**TASK TO COMPLETE**
Write the data out again, character for character, with no images.

**RECORDED INFORMATION**
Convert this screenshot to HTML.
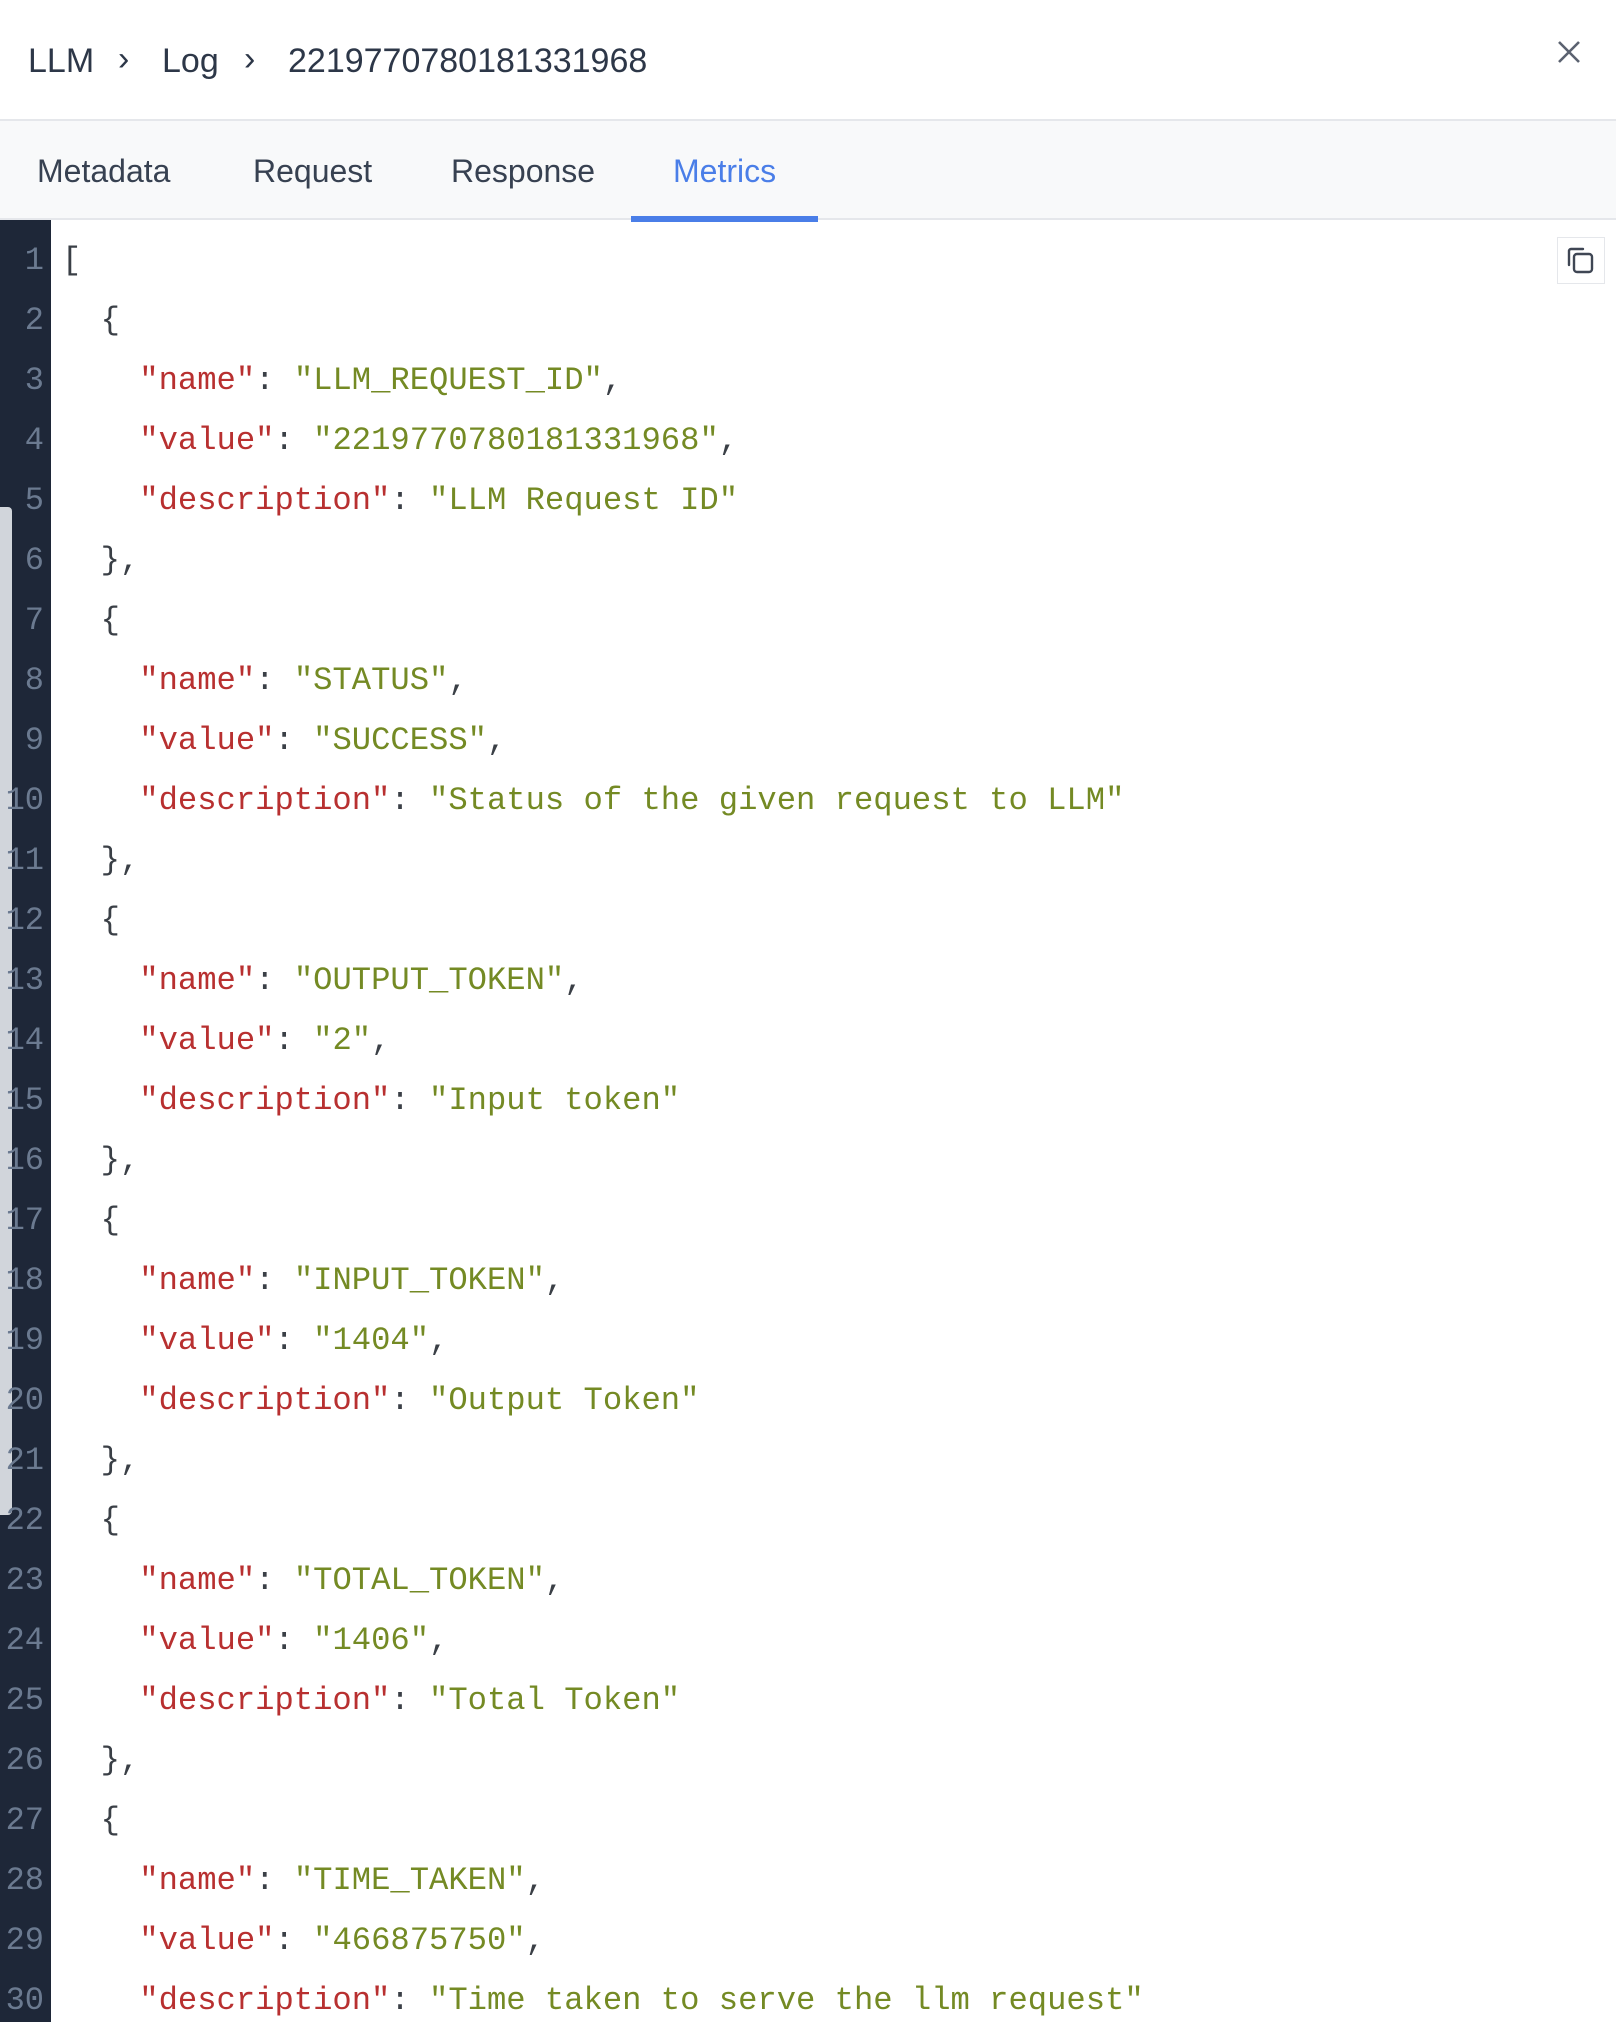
<!DOCTYPE html>
<html><head><meta charset="utf-8"><style>
*{margin:0;padding:0;box-sizing:border-box}
body{width:1616px;height:2022px;overflow:hidden;background:#fff;font-family:"Liberation Sans",sans-serif;position:relative}
.hdr{height:121px;border-bottom:2px solid #e5e7eb;position:relative}
.bc{position:absolute;left:28px;top:42px;font-size:34px;color:#2d3748;white-space:nowrap}
.bc span{display:inline-block}
.tabs{position:absolute;top:121px;left:0;width:1616px;height:99px;background:#f8f9fa;border-bottom:2px solid #e5e7eb}
.tab{position:absolute;top:32px;font-size:32px;color:#374151}
.ul{position:absolute;left:631px;width:187px;top:216px;height:6px;background:#4a7ee8}
.gut{position:absolute;left:0;top:220px;width:51px;height:1802px;background:#1e2738}
.thumb{position:absolute;left:0;top:507px;width:12px;height:1008px;background:#d1d5db;border-radius:0 4px 4px 0}
.ln{position:absolute;left:0;width:44px;text-align:right;font-family:"Liberation Mono",monospace;font-size:32px;color:#6b7a90;line-height:60px}
.code{position:absolute;left:62px;top:231px;font-family:"Liberation Mono",monospace;font-size:32.2px;line-height:60px;color:#3a3f46;white-space:pre}
.k{color:#b83030}.s{color:#748a24}
</style></head><body>
<div class="hdr">
<div class="bc"><span style="position:absolute;left:0">LLM</span><span style="position:absolute;left:90px;top:-2px">›</span><span style="position:absolute;left:134px">Log</span><span style="position:absolute;left:216px;top:-2px">›</span><span style="position:absolute;left:260px">2219770780181331968</span></div>
<svg style="position:absolute;left:1556px;top:39px" width="26" height="26" viewBox="0 0 26 26"><path d="M3 3L23 23M23 3L3 23" stroke="#5b6270" stroke-width="2.6"/></svg>
</div>
<div class="tabs">
<div class="tab" style="left:37px">Metadata</div>
<div class="tab" style="left:253px">Request</div>
<div class="tab" style="left:451px">Response</div>
<div class="tab" style="left:673px;color:#4a7ee8">Metrics</div>
</div>
<div class="ul"></div>
<div class="gut"></div>
<div class="thumb"></div>
<div class="ln" style="top:231px">1<br>2<br>3<br>4<br>5<br>6<br>7<br>8<br>9<br>10<br>11<br>12<br>13<br>14<br>15<br>16<br>17<br>18<br>19<br>20<br>21<br>22<br>23<br>24<br>25<br>26<br>27<br>28<br>29<br>30</div>
<div class="code">[
  {
    <span class="k">"name"</span>: <span class="s">"LLM_REQUEST_ID"</span>,
    <span class="k">"value"</span>: <span class="s">"2219770780181331968"</span>,
    <span class="k">"description"</span>: <span class="s">"LLM Request ID"</span>
  },
  {
    <span class="k">"name"</span>: <span class="s">"STATUS"</span>,
    <span class="k">"value"</span>: <span class="s">"SUCCESS"</span>,
    <span class="k">"description"</span>: <span class="s">"Status of the given request to LLM"</span>
  },
  {
    <span class="k">"name"</span>: <span class="s">"OUTPUT_TOKEN"</span>,
    <span class="k">"value"</span>: <span class="s">"2"</span>,
    <span class="k">"description"</span>: <span class="s">"Input token"</span>
  },
  {
    <span class="k">"name"</span>: <span class="s">"INPUT_TOKEN"</span>,
    <span class="k">"value"</span>: <span class="s">"1404"</span>,
    <span class="k">"description"</span>: <span class="s">"Output Token"</span>
  },
  {
    <span class="k">"name"</span>: <span class="s">"TOTAL_TOKEN"</span>,
    <span class="k">"value"</span>: <span class="s">"1406"</span>,
    <span class="k">"description"</span>: <span class="s">"Total Token"</span>
  },
  {
    <span class="k">"name"</span>: <span class="s">"TIME_TAKEN"</span>,
    <span class="k">"value"</span>: <span class="s">"466875750"</span>,
    <span class="k">"description"</span>: <span class="s">"Time taken to serve the llm request"</span></div>
<div style="position:absolute;left:1557px;top:237px;width:48px;height:47px;border:1px solid #e5e7eb;background:#fff"></div>
<svg style="position:absolute;left:1565px;top:245px" width="32" height="32" viewBox="0 0 32 32"><path d="M4 20V6a2 2 0 0 1 2-2h12" fill="none" stroke="#3f4654" stroke-width="2.4" stroke-linecap="round"/><rect x="9" y="9" width="18" height="18" rx="3" fill="none" stroke="#3f4654" stroke-width="2.4"/></svg>
</body></html>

**COMPLETED EXERCISE**
Convert this screenshot to HTML.
<!DOCTYPE html>
<html><head><meta charset="utf-8"><style>
*{margin:0;padding:0;box-sizing:border-box}
body{width:1616px;height:2022px;overflow:hidden;background:#fff;font-family:"Liberation Sans",sans-serif;position:relative}
.hdr{height:121px;border-bottom:2px solid #e5e7eb;position:relative}
.bc{position:absolute;left:28px;top:42px;font-size:34px;color:#2d3748;white-space:nowrap}
.bc span{display:inline-block}
.tabs{position:absolute;top:121px;left:0;width:1616px;height:99px;background:#f8f9fa;border-bottom:2px solid #e5e7eb}
.tab{position:absolute;top:32px;font-size:32px;color:#374151}
.ul{position:absolute;left:631px;width:187px;top:216px;height:6px;background:#4a7ee8}
.gut{position:absolute;left:0;top:220px;width:51px;height:1802px;background:#1e2738}
.thumb{position:absolute;left:0;top:507px;width:12px;height:1008px;background:#d1d5db;border-radius:0 4px 4px 0}
.ln{position:absolute;left:0;width:44px;text-align:right;font-family:"Liberation Mono",monospace;font-size:32px;color:#6b7a90;line-height:60px}
.code{position:absolute;left:62px;top:231px;font-family:"Liberation Mono",monospace;font-size:32.2px;line-height:60px;color:#3a3f46;white-space:pre}
.k{color:#b83030}.s{color:#748a24}
</style></head><body>
<div class="hdr">
<div class="bc"><span style="position:absolute;left:0">LLM</span><span style="position:absolute;left:90px;top:-2px">›</span><span style="position:absolute;left:134px">Log</span><span style="position:absolute;left:216px;top:-2px">›</span><span style="position:absolute;left:260px">2219770780181331968</span></div>
<svg style="position:absolute;left:1556px;top:39px" width="26" height="26" viewBox="0 0 26 26"><path d="M3 3L23 23M23 3L3 23" stroke="#5b6270" stroke-width="2.6"/></svg>
</div>
<div class="tabs">
<div class="tab" style="left:37px">Metadata</div>
<div class="tab" style="left:253px">Request</div>
<div class="tab" style="left:451px">Response</div>
<div class="tab" style="left:673px;color:#4a7ee8">Metrics</div>
</div>
<div class="ul"></div>
<div class="gut"></div>
<div class="thumb"></div>
<div class="ln" style="top:231px">1<br>2<br>3<br>4<br>5<br>6<br>7<br>8<br>9<br>10<br>11<br>12<br>13<br>14<br>15<br>16<br>17<br>18<br>19<br>20<br>21<br>22<br>23<br>24<br>25<br>26<br>27<br>28<br>29<br>30</div>
<div class="code">[
  {
    <span class="k">"name"</span>: <span class="s">"LLM_REQUEST_ID"</span>,
    <span class="k">"value"</span>: <span class="s">"2219770780181331968"</span>,
    <span class="k">"description"</span>: <span class="s">"LLM Request ID"</span>
  },
  {
    <span class="k">"name"</span>: <span class="s">"STATUS"</span>,
    <span class="k">"value"</span>: <span class="s">"SUCCESS"</span>,
    <span class="k">"description"</span>: <span class="s">"Status of the given request to LLM"</span>
  },
  {
    <span class="k">"name"</span>: <span class="s">"OUTPUT_TOKEN"</span>,
    <span class="k">"value"</span>: <span class="s">"2"</span>,
    <span class="k">"description"</span>: <span class="s">"Input token"</span>
  },
  {
    <span class="k">"name"</span>: <span class="s">"INPUT_TOKEN"</span>,
    <span class="k">"value"</span>: <span class="s">"1404"</span>,
    <span class="k">"description"</span>: <span class="s">"Output Token"</span>
  },
  {
    <span class="k">"name"</span>: <span class="s">"TOTAL_TOKEN"</span>,
    <span class="k">"value"</span>: <span class="s">"1406"</span>,
    <span class="k">"description"</span>: <span class="s">"Total Token"</span>
  },
  {
    <span class="k">"name"</span>: <span class="s">"TIME_TAKEN"</span>,
    <span class="k">"value"</span>: <span class="s">"466875750"</span>,
    <span class="k">"description"</span>: <span class="s">"Time taken to serve the llm request"</span></div>
<div style="position:absolute;left:1557px;top:237px;width:48px;height:47px;border:1px solid #e5e7eb;background:#fff"></div>
<svg style="position:absolute;left:1565px;top:245px" width="32" height="32" viewBox="0 0 32 32"><path d="M4 20V6a2 2 0 0 1 2-2h12" fill="none" stroke="#3f4654" stroke-width="2.4" stroke-linecap="round"/><rect x="9" y="9" width="18" height="18" rx="3" fill="none" stroke="#3f4654" stroke-width="2.4"/></svg>
</body></html>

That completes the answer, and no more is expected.